** Your objective **
Return the count of lines that mention "components", with no other words.

--------------------------------

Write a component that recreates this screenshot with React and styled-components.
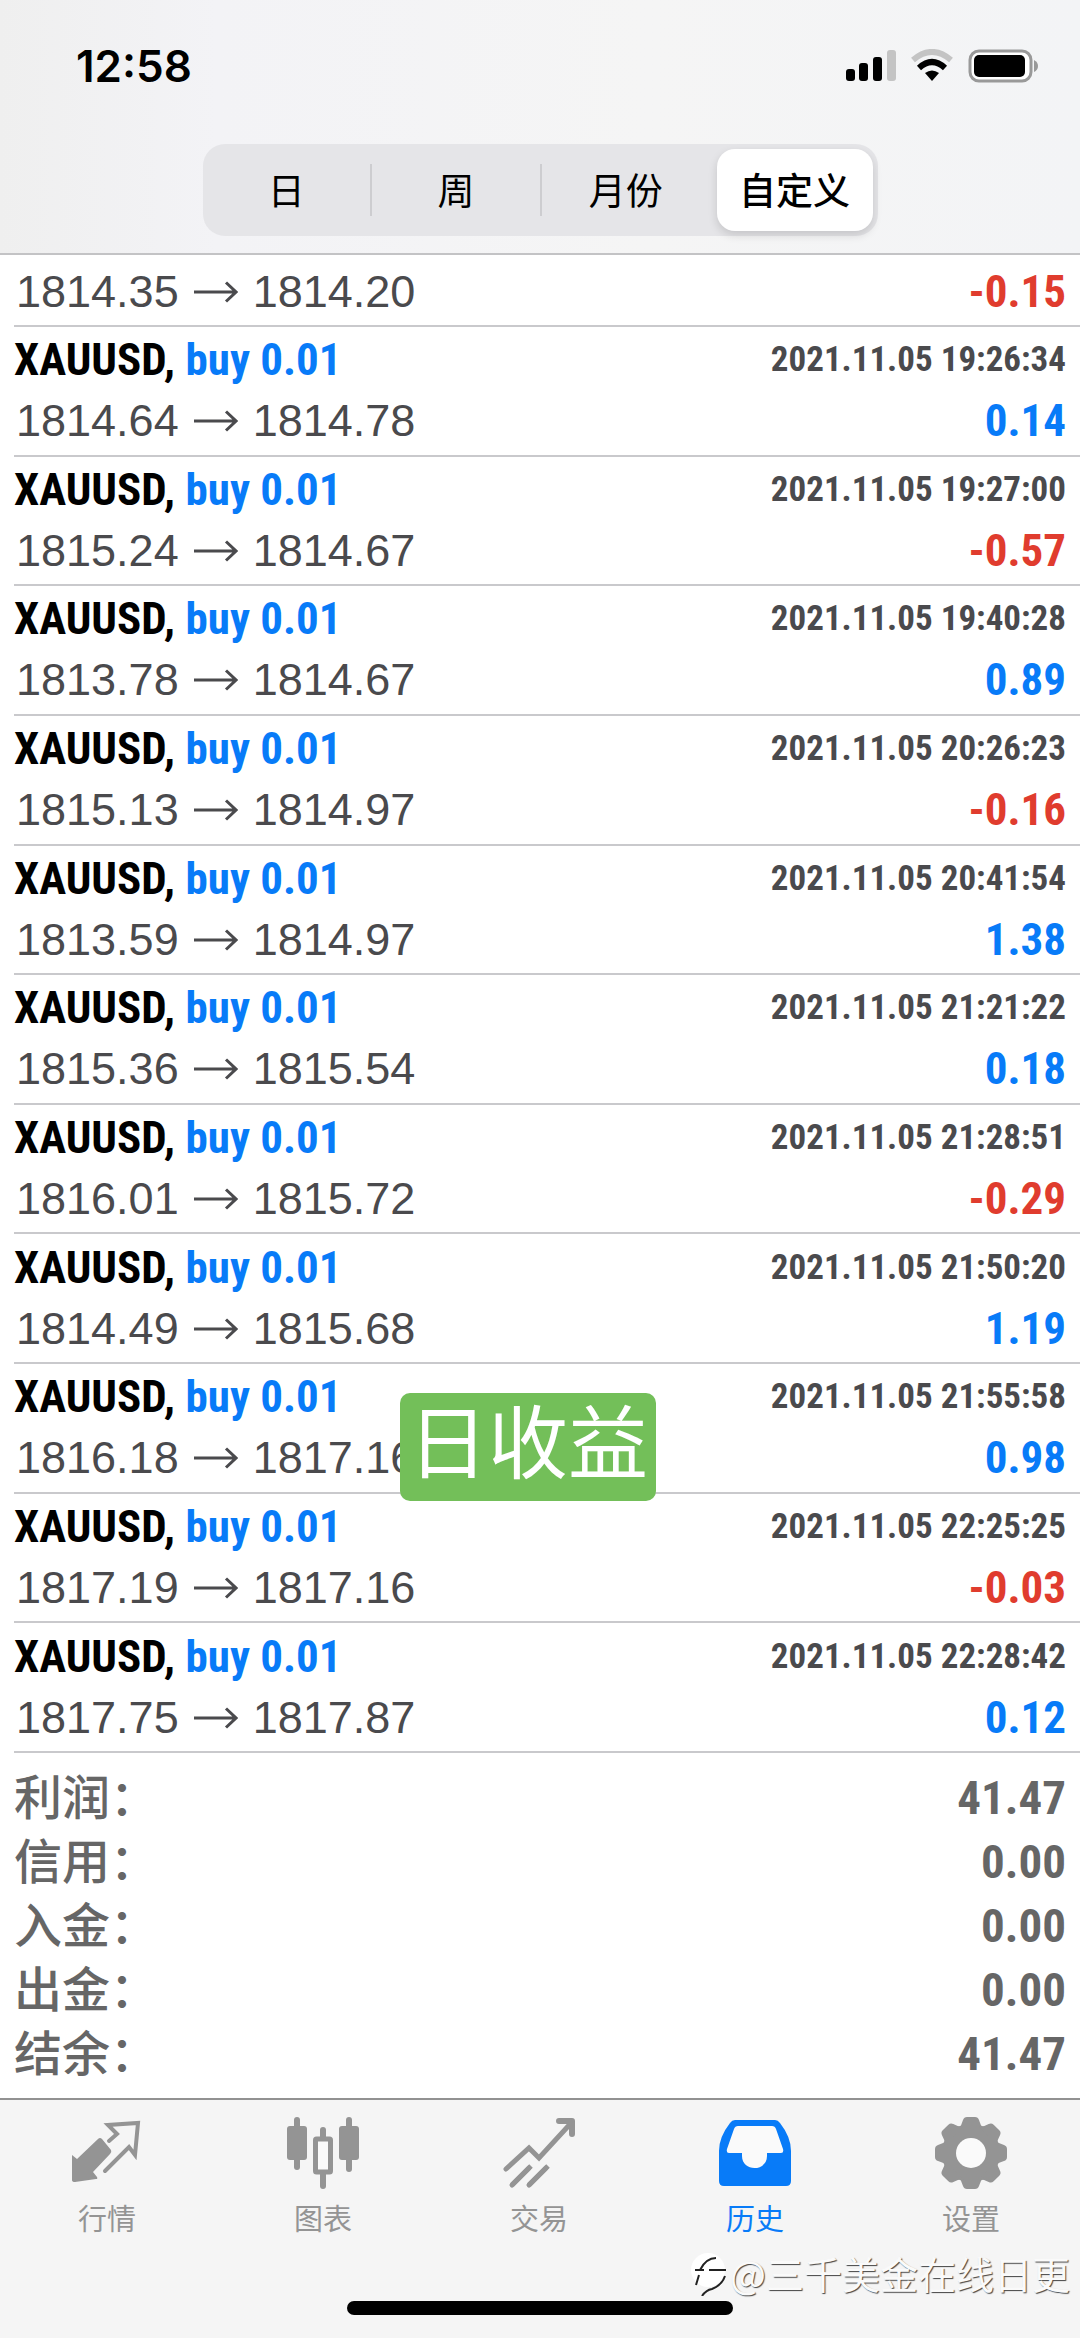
import React from "react";
import styled, { createGlobalStyle } from "styled-components";

const Global = createGlobalStyle`
  * { box-sizing: border-box; }
  body { margin: 0; background: #fff; }
`;

const sans = `Inter, "Noto Sans CJK SC", sans-serif`;
const cjk = `"Noto Sans CJK SC", sans-serif`;
const narrow = `"Roboto Condensed", Roboto, sans-serif`;

const Screen = styled.div`
  display: flex;
  flex-direction: column;
  min-height: 100vh;
  background: #fff;
`;

const Header = styled.header`
  display: flex;
  flex-direction: column;
  background: linear-gradient(90deg, #efefef, #f3f3f6 20%, #f5f5f5 60%, #f3f4f6);
  border-bottom: 2px solid #c3c3c5;
`;

const StatusBar = styled.div`
  display: flex;
  align-items: center;
  justify-content: space-between;
  height: 132px;
  padding: 0 41px 0 76px;
`;

const Clock = styled.time`
  font: 600 44px/48px ${sans};
  color: #000;
`;

const StatusIcons = styled.div`
  display: flex;
  align-items: center;
`;

const Segments = styled.div`
  display: flex;
  align-items: center;
  align-self: center;
  width: 62.5%;
  height: 92px;
  margin: 12px 0 17px;
  padding-right: 5px;
  border-radius: 22px;
  background: #e5e5e8;
`;

const Segment = styled.button`
  flex: ${(p) => (p.$active ? "0 0 156px" : "1")};
  height: ${(p) => (p.$active ? "82px" : "52px")};
  margin-left: ${(p) => (p.$active ? "7px" : "0")};
  padding: 0 0 2px;
  border: 0;
  border-left: ${(p) => (p.$divided ? "2px solid #cdcdd0" : "0")};
  border-radius: ${(p) => (p.$active ? "18px" : "0")};
  background: ${(p) => (p.$active ? "#fff" : "transparent")};
  box-shadow: ${(p) => (p.$active ? "0 4px 10px rgba(0, 0, 0, 0.14)" : "none")};
  font: ${(p) => (p.$active ? 500 : 400)} 37px/50px ${cjk};
  color: #000;
`;

const History = styled.ul`
  display: flex;
  flex: 1;
  flex-direction: column;
  margin: 0;
  padding: 0 0 0 14px;
  list-style: none;
`;

const Deal = styled.li`
  position: relative;
  display: flex;
  flex: ${(p) => (p.$clipped ? "0 0 72px" : "1 0 auto")};
  flex-direction: column;
  justify-content: flex-end;
  padding: 0 14px 3px 0;
  border-bottom: 2px solid #c9c9cc;
  overflow: ${(p) => (p.$clipped ? "hidden" : "visible")};
`;

const Line = styled.div`
  display: flex;
  align-items: center;
  justify-content: space-between;
  height: 61px;
  flex: none;
`;

const Symbol = styled.span`
  font: 700 45px/60px ${narrow};
  color: #000;
`;

const Side = styled.span`
  color: #087bf8;
`;

const Stamp = styled.time`
  font: 700 35px/60px ${narrow};
  color: #4a4a4d;
`;

const Prices = styled.span`
  display: flex;
  align-items: center;
  gap: 15px;
  padding-left: 2px;
  font: 400 45px/60px "Liberation Sans", sans-serif;
  color: #4a4a4d;
`;

const Profit = styled.span`
  font: 700 45px/60px ${narrow};
  color: ${(p) => (p.$loss ? "#e03c2e" : "#087bf8")};
`;

const Badge = styled.span`
  position: absolute;
  left: 386px;
  top: 29px;
  z-index: 1;
  padding: 0 8px 20px;
  border-radius: 10px;
  background: #73bf59;
  font: 400 80px/88px ${cjk};
  color: #fff;
  white-space: nowrap;
`;

const Summary = styled.dl`
  margin: 0;
  padding: 13px 14px 12px;
`;

const Total = styled.div`
  display: flex;
  align-items: center;
  justify-content: space-between;
  height: 64px;
  color: #666;
`;

const Term = styled.dt`
  padding-bottom: 8px;
  font: 500 48px/56px ${cjk};
`;

const Amount = styled.dd`
  margin: 0;
  font: 700 47px/64px ${narrow};
`;

const Footer = styled.footer`
  position: relative;
  display: flex;
  flex-direction: column;
  align-items: center;
  height: 240px;
  border-top: 2px solid #929292;
  background: #f5f5f5;
`;

const Tabs = styled.nav`
  display: grid;
  grid-template-columns: repeat(5, 1fr);
  width: 100%;
`;

const Tab = styled.a`
  display: flex;
  flex-direction: column;
  align-items: center;
  padding: 17px 2px 0 0;
  gap: 6px;
  font: 400 29px/36px ${cjk};
  color: ${(p) => (p.$active ? "#087bf8" : "#949494")};
  text-decoration: none;
`;

const HomeBar = styled.div`
  width: 386px;
  height: 14px;
  margin-top: auto;
  margin-bottom: 23px;
  border-radius: 7px;
  background: #000;
`;

const Watermark = styled.div`
  position: absolute;
  right: 10px;
  bottom: 38px;
  display: flex;
  align-items: center;
  font: 400 38px/54px ${cjk};
  color: #fafafa;
  text-shadow: 1px 1px 1px #444;
`;

const deals = [
  ["2021.11.05 19:26:34", "1814.64", "1814.78", "0.14"],
  ["2021.11.05 19:27:00", "1815.24", "1814.67", "-0.57"],
  ["2021.11.05 19:40:28", "1813.78", "1814.67", "0.89"],
  ["2021.11.05 20:26:23", "1815.13", "1814.97", "-0.16"],
  ["2021.11.05 20:41:54", "1813.59", "1814.97", "1.38"],
  ["2021.11.05 21:21:22", "1815.36", "1815.54", "0.18"],
  ["2021.11.05 21:28:51", "1816.01", "1815.72", "-0.29"],
  ["2021.11.05 21:50:20", "1814.49", "1815.68", "1.19"],
  ["2021.11.05 21:55:58", "1816.18", "1817.16", "0.98", "日收益"],
  ["2021.11.05 22:25:25", "1817.19", "1817.16", "-0.03"],
  ["2021.11.05 22:28:42", "1817.75", "1817.87", "0.12"],
];

const totals = [
  ["利润：", "41.47"],
  ["信用：", "0.00"],
  ["入金：", "0.00"],
  ["出金：", "0.00"],
  ["结余：", "41.47"],
];

const Arrow = () => (
  <svg width="44" height="24" viewBox="0 0 44 24" fill="none" stroke="currentColor" strokeWidth="3" aria-hidden="true">
    <path d="M0 12H42M32 2.500L42 12L32 21.500" />
  </svg>
);

const QuotesIcon = () => (
  <svg width="76" height="76" viewBox="0 0 76 76" aria-hidden="true">
    <path fill="currentColor" d="M3 38L8 42L29 22Q31 20 33 22L42 33Q43 35 41 37L24 55L28 60Q29 62 27 62L6 65Q3 65 3 63Z" />
    <path fill="none" stroke="currentColor" strokeWidth="4" strokeLinecap="round" strokeLinejoin="miter" d="M40 24L48 17L39 8L69 6L66 38L60 30L36 54" />
  </svg>
);

const ChartIcon = () => (
  <svg width="76" height="76" viewBox="0 0 76 76" aria-hidden="true">
    <g fill="currentColor">
      <rect x="2" y="9" width="20" height="34" rx="3" />
      <rect x="9" y="0" width="6" height="53" rx="3" />
      <rect x="54" y="9" width="20" height="34" rx="3" />
      <rect x="61" y="0" width="6" height="55" rx="3" />
      <rect x="35" y="10" width="6" height="14" rx="3" />
      <rect x="35" y="54" width="6" height="18" rx="3" />
    </g>
    <rect x="30.500" y="22" width="15" height="33" rx="1" fill="#fafafa" stroke="currentColor" strokeWidth="5" />
  </svg>
);

const TradeIcon = () => (
  <svg width="76" height="76" viewBox="0 0 76 76" fill="none" stroke="currentColor" strokeWidth="5" strokeLinecap="round" aria-hidden="true">
    <path d="M5 52L28 31L38 41L71 5" />
    <path strokeWidth="6" strokeLinejoin="round" d="M58 4H71V17" />
    <path d="M11 68L28 51M28 68L45 51" />
    <path strokeLinecap="butt" d="M11 68L30 49M28 68L47 49" />
  </svg>
);

const HistoryIcon = () => (
  <svg width="76" height="76" viewBox="0 0 76 76" aria-hidden="true">
    <path fill="currentColor" d="M18 3H58Q61 3 63 6Q74 20 74 34V64Q74 69 69 69H7Q2 69 2 64V34Q2 20 13 6Q15 3 18 3Z" />
    <path fill="#fafafa" d="M21 9Q18 9 17 12L10 32Q9 36 12 36H25V39C25 55 50 55 50 39V36H64Q67 36 66 32L59 12Q58 9 55 9Z" />
  </svg>
);

const SettingsIcon = () => (
  <svg width="76" height="76" viewBox="0 0 76 76" aria-hidden="true">
    <g fill="currentColor">
      <circle cx="38" cy="36" r="29" />
      {[0, 45, 90, 135, 180, 225, 270, 315].map((a) => (
        <path key={a} transform={`rotate(${a} 38 36)`} d="M25 12Q29 8 30 3Q31 0 34 0H42Q45 0 46 3Q47 8 51 12Z" />
      ))}
    </g>
    <circle cx="38" cy="36" r="15" fill="#fafafa" />
  </svg>
);

const tabs = [
  ["行情", QuotesIcon],
  ["图表", ChartIcon],
  ["交易", TradeIcon],
  ["历史", HistoryIcon],
  ["设置", SettingsIcon],
];

const StatusGlyphs = () => (
  <svg width="193" height="34" viewBox="0 0 193 34" aria-hidden="true">
    <rect x="0" y="20" width="9" height="12" rx="3" />
    <rect x="13" y="14" width="9" height="18" rx="3" />
    <rect x="27" y="8" width="9" height="24" rx="3" />
    <rect x="41" y="1" width="9" height="31" rx="3" fill="#c4c4c4" />
    <g fill="none" strokeWidth="6">
      <path d="M67 11Q86 -5 105 11" stroke="#c4c4c4" />
      <path d="M73 19Q86 7 99 19" stroke="#000" />
    </g>
    <path d="M79 24Q86 19 93 24L86 32Z" />
    <rect x="124" y="2" width="61" height="30" rx="9" fill="#fff" stroke="#999" strokeWidth="3" />
    <rect x="128" y="6" width="51" height="22" rx="5" />
    <path d="M188 11Q192 13 192 17Q192 21 188 23Z" fill="#999" />
  </svg>
);

const WatermarkLogo = () => (
  <svg width="40" height="46" viewBox="0 0 40 46" aria-hidden="true">
    <circle cx="18" cy="20" r="17" fill="#fff" />
    <path d="M5 20H14M19 20H36M10 20Q16 8 26 8M9 25L6 35M35 26Q32 35 22 39Q16 40 12 46" fill="none" stroke="#222" strokeWidth="2" />
  </svg>
);

function DealLine({ from, to, profit }) {
  return (
    <Line>
      <Prices>
        {from}
        <Arrow />
        {to}
      </Prices>
      <Profit $loss={profit.startsWith("-")}>{profit}</Profit>
    </Line>
  );
}

export default function App() {
  return (
    <Screen>
      <Global />
      <Header>
        <StatusBar>
          <Clock>12:58</Clock>
          <StatusIcons>
            <StatusGlyphs />
          </StatusIcons>
        </StatusBar>
        <Segments>
          <Segment type="button">日</Segment>
          <Segment type="button" $divided>周</Segment>
          <Segment type="button" $divided>月份</Segment>
          <Segment type="button" $active>自定义</Segment>
        </Segments>
      </Header>
      <History>
        <Deal $clipped>
          <DealLine from="1814.35" to="1814.20" profit="-0.15" />
        </Deal>
        {deals.map(([time, from, to, profit, badge]) => (
          <Deal key={time}>
            <Line>
              <Symbol>
                XAUUSD, <Side>buy 0.01</Side>
              </Symbol>
              <Stamp>{time}</Stamp>
            </Line>
            <DealLine from={from} to={to} profit={profit} />
            {badge && <Badge>{badge}</Badge>}
          </Deal>
        ))}
      </History>
      <Summary>
        {totals.map(([term, amount]) => (
          <Total key={term}>
            <Term>{term}</Term>
            <Amount>{amount}</Amount>
          </Total>
        ))}
      </Summary>
      <Footer>
        <Tabs>
          {tabs.map(([label, Icon]) => (
            <Tab key={label} href="#" $active={label === "历史"}>
              <Icon />
              {label}
            </Tab>
          ))}
        </Tabs>
        <HomeBar />
        <Watermark>
          <WatermarkLogo />
          @三千美金在线日更
        </Watermark>
      </Footer>
    </Screen>
  );
}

--------------------------------

** Full response **
2